## WORK TO BE COMPLETED
From the first line of the listing below, retype each line up to and including the one with "const icon = (d: string, cls"; pictures stay out.

## DATASET EXCERPT
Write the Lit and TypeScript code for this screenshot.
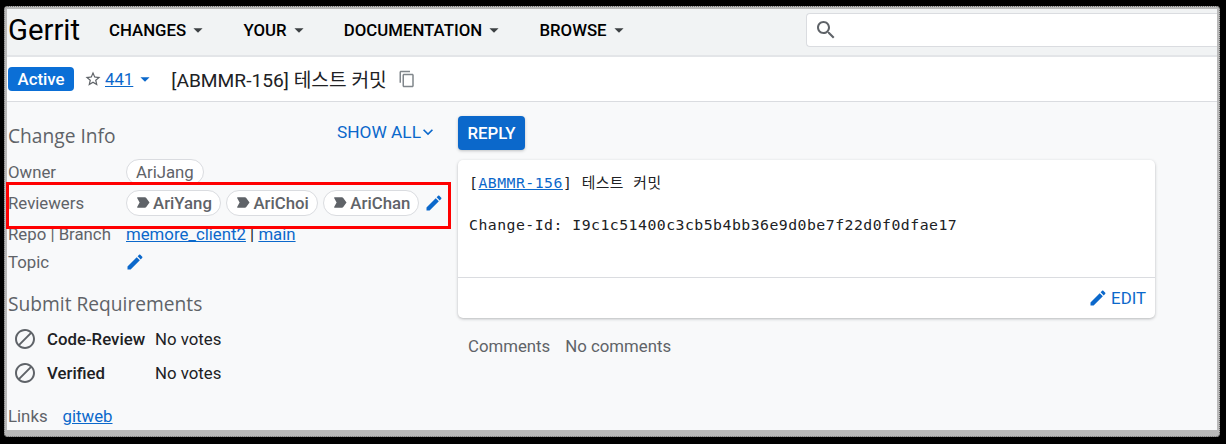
import { LitElement, html, css, svg } from 'lit'
import { customElement } from 'lit/decorators.js'

const EDIT = 'M3 17.25V21h3.75L17.81 9.94l-3.75-3.75L3 17.25zM20.71 7.04c.39-.39.39-1.02 0-1.41l-2.34-2.34c-.39-.39-1.02-.39-1.41 0l-1.83 1.83 3.75 3.75 1.83-1.83z'
const SEARCH = 'M15.5 14h-.79l-.28-.27C15.41 12.59 16 11.11 16 9.5 16 5.91 13.09 3 9.5 3S3 5.91 3 9.5 5.91 16 9.5 16c1.61 0 3.09-.59 4.23-1.57l.27.28v.79l5 4.99L20.49 19l-4.99-5zm-6 0C7.01 14 5 11.99 5 9.5S7.01 5 9.5 5 14 7.01 14 9.5 11.99 14 9.5 14z'
const STAR = 'M22 9.24l-7.19-.62L12 2 9.19 8.63 2 9.24l5.46 4.73L5.82 21 12 17.27 18.18 21l-1.63-7.03L22 9.24zM12 15.4l-3.76 2.27 1-4.28-3.32-2.88 4.38-.38L12 6.1l1.71 4.04 4.38.38-3.32 2.88 1 4.28L12 15.4z'
const COPY = 'M16 1H4c-1.1 0-2 .9-2 2v14h2V3h12V1zm3 4H8c-1.1 0-2 .9-2 2v14c0 1.1.9 2 2 2h11c1.1 0 2-.9 2-2V7c0-1.1-.9-2-2-2zm0 16H8V7h11v14z'
const BLOCK = 'M12 2C6.48 2 2 6.48 2 12s4.48 10 10 10 10-4.48 10-10S17.52 2 12 2zM4 12c0-4.42 3.58-8 8-8 1.85 0 3.55.63 4.9 1.69L5.69 16.9C4.63 15.55 4 13.85 4 12zm8 8c-1.85 0-3.55-.63-4.9-1.69L18.31 7.1C19.37 8.45 20 10.15 20 12c0 4.42-3.58 8-8 8z'
const ATTENTION = 'M4 4.5h10c.8 0 1.5.4 1.9 1L20.5 12l-4.6 6.5c-.4.6-1.1 1-1.9 1H4c-.8 0-1.2-.9-.8-1.5L6.5 12 3.2 6C2.8 5.4 3.2 4.5 4 4.5z'
const DROP = 'M7 10l5 5 5-5z'
const CHEVRON = 'M7.41 8.59L12 13.17l4.59-4.58L18 10l-6 6-6-6z'

const icon = (d: string, cls = '') => html`<svg class="icon ${cls}" viewBox="0 0 24 24">${svg`<path d=${d}></path>`}</svg>`

@customElement('app-root')
export class AppRoot extends LitElement {
  static styles = css`
    :host {
      display: block;
      width: 1226px;
      height: 444px;
      background: #000;
      font-family: Roboto, "Noto Sans CJK KR", sans-serif;
      font-size: 16.8px;
      color: #202124;
      overflow: hidden;
    }

    .frame {
      position: relative;
      box-sizing: border-box;
      width: 1216px;
      height: 431px;
      margin: 6px 0 0 4px;
      border: 3px solid #b9b9b9;
      border-bottom-width: 7px;
      border-radius: 4px;
      outline: 1px dotted #6b6b6b;
      outline-offset: -1px;
      background: #f8f9fa;
      display: flex;
      flex-direction: column;
    }

    .icon {
      display: block;
      width: 20px;
      height: 20px;
      fill: currentColor;
      flex: none;
    }

    a {
      color: #0b68cb;
      text-decoration: underline;
    }

    /* top bar */
    header {
      height: 42px;
      padding-bottom: 4px;
      background: #f1f3f4;
      border-bottom: 2px solid #e3e5e8;
      display: flex;
      align-items: center;
      flex: none;
    }

    .logo {
      font-size: 29.3px;
      color: #000;
      margin-left: 1px;
      width: 101px;
    }

    nav {
      display: flex;
      align-items: center;
      font-weight: 500;
      color: #000;
      flex: 1;
    }

    .menu {
      display: flex;
      align-items: center;
    }

    .menu .icon {
      width: 22px;
      height: 22px;
      margin-left: 1px;
      color: #3c4043;
    }

    .menu + .menu {
      margin-left: 34.3px;
    }

    .search {
      width: 411px;
      height: 34px;
      box-sizing: border-box;
      background: #fff;
      border: 1px solid #dadce0;
      border-right: 0;
      border-radius: 4px 0 0 4px;
      display: flex;
      align-items: center;
      padding-left: 7px;
      color: #5f6368;
    }

    .search .icon {
      width: 24px;
      height: 24px;
    }

    /* change subject bar */
    .subject {
      height: 44px;
      background: #fff;
      border-bottom: 1px solid #dadce0;
      display: flex;
      align-items: center;
      flex: none;
    }

    .status {
      background: #0b6fd6;
      color: #fff;
      font-weight: 500;
      height: 24px;
      line-height: 24px;
      width: 66px;
      margin-left: 1px;
      text-align: center;
      border-radius: 4px;
    }

    .star {
      width: 18px;
      height: 18px;
      color: #5f6368;
      margin-left: 10px;
    }

    .num {
      margin-left: 3px;
    }

    .drop {
      width: 22px;
      height: 22px;
      margin-left: 1px;
      color: #0b68cb;
    }

    .title {
      margin-left: 15px;
      font-size: 19.2px;
      color: #202124;
    }

    .copy {
      width: 18px;
      height: 18px;
      color: #80868b;
      margin-left: 11px;
    }

    /* content */
    main {
      flex: 1;
      display: flex;
    }

    .left {
      width: 429px;
      margin-left: 1px;
      flex: none;
    }

    .heading {
      font-family: "Open Sans", sans-serif;
      font-size: 19.2px;
      color: #5f6368;
    }

    .info-head {
      display: flex;
      justify-content: space-between;
      align-items: center;
      height: 32px;
      margin-top: 17px;
    }

    .show-all {
      display: flex;
      align-items: center;
      color: #0b68cb;
      font-size: 17.3px;
      margin-top: -6px;
    }

    .show-all .icon {
      margin: 0 -1px 0 -3px;
    }

    .row {
      display: flex;
      align-items: center;
    }

    .label {
      width: 118px;
      color: #5f6368;
      flex: none;
    }

    .chip {
      display: flex;
      align-items: center;
      box-sizing: border-box;
      height: 26px;
      border: 1px solid #dadce0;
      border-radius: 13px;
      padding: 0 9px;
      background: #fff;
      color: #5f6368;
    }

    .chips {
      display: flex;
      gap: 5.5px;
      align-items: center;
    }

    .chip.reviewer {
      font-weight: 500;
      padding: 0 8px;
    }

    .chip .icon {
      width: 17px;
      height: 17px;
      margin-right: 1px;
      color: #5f6368;
    }

    .edit {
      color: #0b68cb;
      margin-left: 5px;
    }

    .topic-edit {
      margin-left: -1px;
    }

    .owner { height: 28px; margin-top: 7px; }
    .reviewers { height: 31px; margin-top: 1px; }
    .repo { height: 26px; margin-top: 3px; }
    .topic { height: 28px; margin-top: 1px; }

    .submit {
      margin-top: 15px;
      line-height: 26px;
    }

    .reqs {
      margin-top: 5px;
    }

    .req {
      display: flex;
      align-items: center;
      height: 34px;
      padding-left: 5px;
    }

    .req .icon {
      width: 24px;
      height: 24px;
      color: #5f6368;
      margin-right: 10px;
    }

    .req b {
      font-weight: 500;
      width: 108px;
    }

    .links {
      display: flex;
      gap: 15px;
      margin-top: 16px;
    }

    .links span {
      color: #5f6368;
    }

    /* commit message */
    .right {
      margin-left: 21px;
      width: 697px;
      padding-top: 14px;
    }

    .reply {
      width: 67px;
      height: 34px;
      line-height: 34px;
      text-align: center;
      background: #0b68cb;
      color: #fff;
      font-weight: 500;
      border-radius: 4px;
      box-shadow: 0 1px 3px rgba(60, 64, 67, 0.3);
    }

    .card {
      margin-top: 10px;
      height: 158px;
      background: #fff;
      border-radius: 5px;
      box-shadow: 0 1px 3px rgba(60, 64, 67, 0.35);
      display: flex;
      flex-direction: column;
    }

    .message {
      flex: 1;
      padding: 12px 11px 0;
      font-family: "DejaVu Sans Mono", "Noto Sans CJK KR", monospace;
      font-size: 14.8px;
      letter-spacing: 0.48px;
      line-height: 21px;
      color: #202124;
      white-space: pre;
      border-bottom: 1px solid #dadce0;
    }

    .card-foot {
      height: 40px;
      display: flex;
      justify-content: flex-end;
      align-items: center;
      gap: 3px;
      padding-right: 9px;
      color: #0b68cb;
    }

    .comments {
      display: flex;
      gap: 15px;
      margin: 18px 0 0 10px;
      color: #5f6368;
    }

    /* red annotation */
    .mark {
      position: absolute;
      left: -1px;
      top: 173px;
      width: 445px;
      height: 47px;
      box-sizing: border-box;
      border: 3px solid #f00;
    }
  `;

  render() {
    return html`
      <div class="frame">
        <header>
          <div class="logo">Gerrit</div>
          <nav>
            <div class="menu">CHANGES${icon(DROP)}</div>
            <div class="menu">YOUR${icon(DROP)}</div>
            <div class="menu">DOCUMENTATION${icon(DROP)}</div>
            <div class="menu">BROWSE${icon(DROP)}</div>
          </nav>
          <div class="search">${icon(SEARCH)}</div>
        </header>
        <div class="subject">
          <div class="status">Active</div>
          ${icon(STAR, 'star')}
          <a class="num">441</a>
          ${icon(DROP, 'drop')}
          <div class="title">[ABMMR-156] 테스트 커밋</div>
          ${icon(COPY, 'copy')}
        </div>
        <main>
          <div class="left">
            <div class="info-head">
              <div class="heading">Change Info</div>
              <div class="show-all">SHOW ALL${icon(CHEVRON)}</div>
            </div>
            <div class="row owner">
              <div class="label">Owner</div>
              <div class="chip">AriJang</div>
            </div>
            <div class="row reviewers">
              <div class="label">Reviewers</div>
              <div class="chips">
                ${['AriYang', 'AriChoi', 'AriChan'].map(
                  (name) => html`<div class="chip reviewer">${icon(ATTENTION)}${name}</div>`
                )}
              </div>
              ${icon(EDIT, 'edit')}
            </div>
            <div class="row repo">
              <div class="label">Repo | Branch</div>
              <div><a>memore_client2</a> | <a>main</a></div>
            </div>
            <div class="row topic">
              <div class="label">Topic</div>
              ${icon(EDIT, 'edit topic-edit')}
            </div>
            <div class="heading submit">Submit Requirements</div>
            <div class="reqs">
              <div class="req">${icon(BLOCK)}<b>Code-Review</b><span>No votes</span></div>
              <div class="req">${icon(BLOCK)}<b>Verified</b><span>No votes</span></div>
            </div>
            <div class="links"><span>Links</span><a>gitweb</a></div>
          </div>
          <div class="right">
            <div class="reply">REPLY</div>
            <div class="card">
              <div class="message">[<a>ABMMR-156</a>] 테스트 커밋

Change-Id: I9c1c51400c3cb5b4bb36e9d0be7f22d0f0dfae17</div>
              <div class="card-foot">${icon(EDIT)}EDIT</div>
            </div>
            <div class="comments"><span>Comments</span><span>No comments</span></div>
          </div>
        </main>
        <div class="mark"></div>
      </div>
    `;
  }
}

## FULL RESPONSE
Write the Lit and TypeScript code for this screenshot.
import { LitElement, html, css, svg } from 'lit'
import { customElement } from 'lit/decorators.js'

const EDIT = 'M3 17.25V21h3.75L17.81 9.94l-3.75-3.75L3 17.25zM20.71 7.04c.39-.39.39-1.02 0-1.41l-2.34-2.34c-.39-.39-1.02-.39-1.41 0l-1.83 1.83 3.75 3.75 1.83-1.83z'
const SEARCH = 'M15.5 14h-.79l-.28-.27C15.41 12.59 16 11.11 16 9.5 16 5.91 13.09 3 9.5 3S3 5.91 3 9.5 5.91 16 9.5 16c1.61 0 3.09-.59 4.23-1.57l.27.28v.79l5 4.99L20.49 19l-4.99-5zm-6 0C7.01 14 5 11.99 5 9.5S7.01 5 9.5 5 14 7.01 14 9.5 11.99 14 9.5 14z'
const STAR = 'M22 9.24l-7.19-.62L12 2 9.19 8.63 2 9.24l5.46 4.73L5.82 21 12 17.27 18.18 21l-1.63-7.03L22 9.24zM12 15.4l-3.76 2.27 1-4.28-3.32-2.88 4.38-.38L12 6.1l1.71 4.04 4.38.38-3.32 2.88 1 4.28L12 15.4z'
const COPY = 'M16 1H4c-1.1 0-2 .9-2 2v14h2V3h12V1zm3 4H8c-1.1 0-2 .9-2 2v14c0 1.1.9 2 2 2h11c1.1 0 2-.9 2-2V7c0-1.1-.9-2-2-2zm0 16H8V7h11v14z'
const BLOCK = 'M12 2C6.48 2 2 6.48 2 12s4.48 10 10 10 10-4.48 10-10S17.52 2 12 2zM4 12c0-4.42 3.58-8 8-8 1.85 0 3.55.63 4.9 1.69L5.69 16.9C4.63 15.55 4 13.85 4 12zm8 8c-1.85 0-3.55-.63-4.9-1.69L18.31 7.1C19.37 8.45 20 10.15 20 12c0 4.42-3.58 8-8 8z'
const ATTENTION = 'M4 4.5h10c.8 0 1.5.4 1.9 1L20.5 12l-4.6 6.5c-.4.6-1.1 1-1.9 1H4c-.8 0-1.2-.9-.8-1.5L6.5 12 3.2 6C2.8 5.4 3.2 4.5 4 4.5z'
const DROP = 'M7 10l5 5 5-5z'
const CHEVRON = 'M7.41 8.59L12 13.17l4.59-4.58L18 10l-6 6-6-6z'

const icon = (d: string, cls = '') => html`<svg class="icon ${cls}" viewBox="0 0 24 24">${svg`<path d=${d}></path>`}</svg>`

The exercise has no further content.